Quelle est la différence entre répartition et capitalisation ?
Dans les deux cas, les lois de la nature et de l’économie réelle imposent une répartition instantanée de richesses physiques. Dans la répartition, le partage est mis en œuvre dans un cadre collectif avec une vue d’ensemble des ressources, des besoins et des relevés des carrières individuelles.
Dans la capitalisation, on intercale entre l’économie réelle et les prestations versées au moment de la retraite une couche d’intermédiation financière qui apporte des aléas multiples : les parcours d’épargne individuels, les performances des placements, les incitations fiscales, les choix orientés par les employeur·euses et les organismes financiers. En capitalisation il y a des gagnant·es et des perdant·es, et surtout un marketing financier envahissant qui tout en étant un vrai métier ne crée pas de richesses physiques, mais au contraire pèse négativement sur la productivité globale du travail.
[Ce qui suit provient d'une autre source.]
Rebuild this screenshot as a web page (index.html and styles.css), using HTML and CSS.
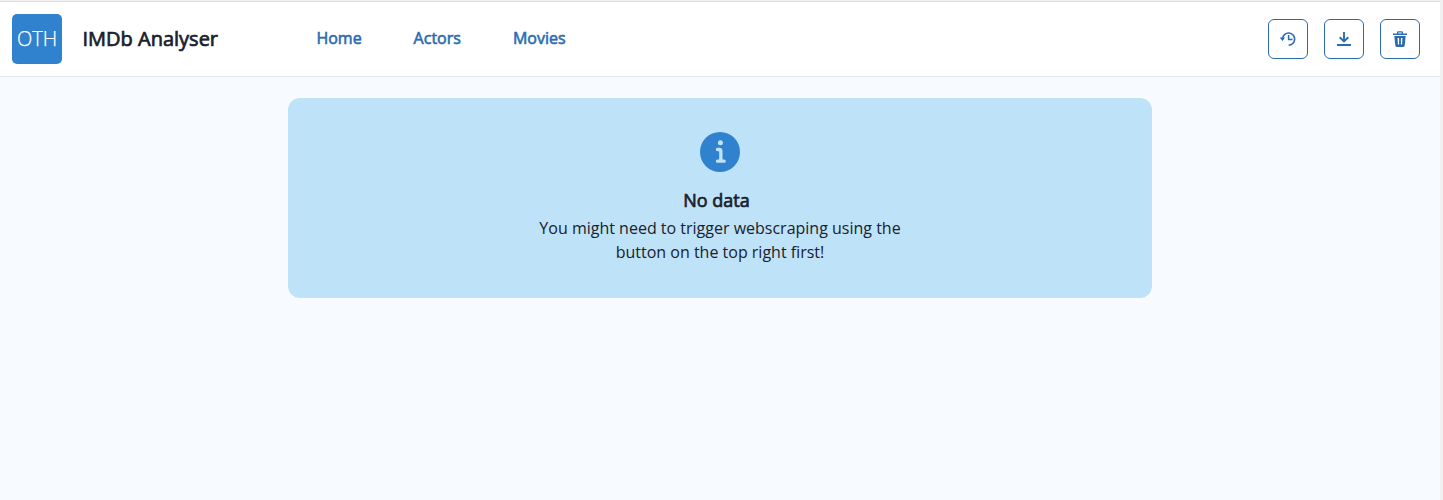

Ce débat sur la réforme des retraites est finalement l’occasion de replacer le sujet dans l’économie réelle, de redonner confiance dans un système par répartition héritier des régimes actuels issus de l’histoire sociale du pays, de relativiser la valeur des projections à trop lointaine échéance, et de prendre conscience que le moment est venu de mettre en place des instances démocratiques et représentatives du corps social pour un pilotage indépendant et solidaire qui profite à tous·tes.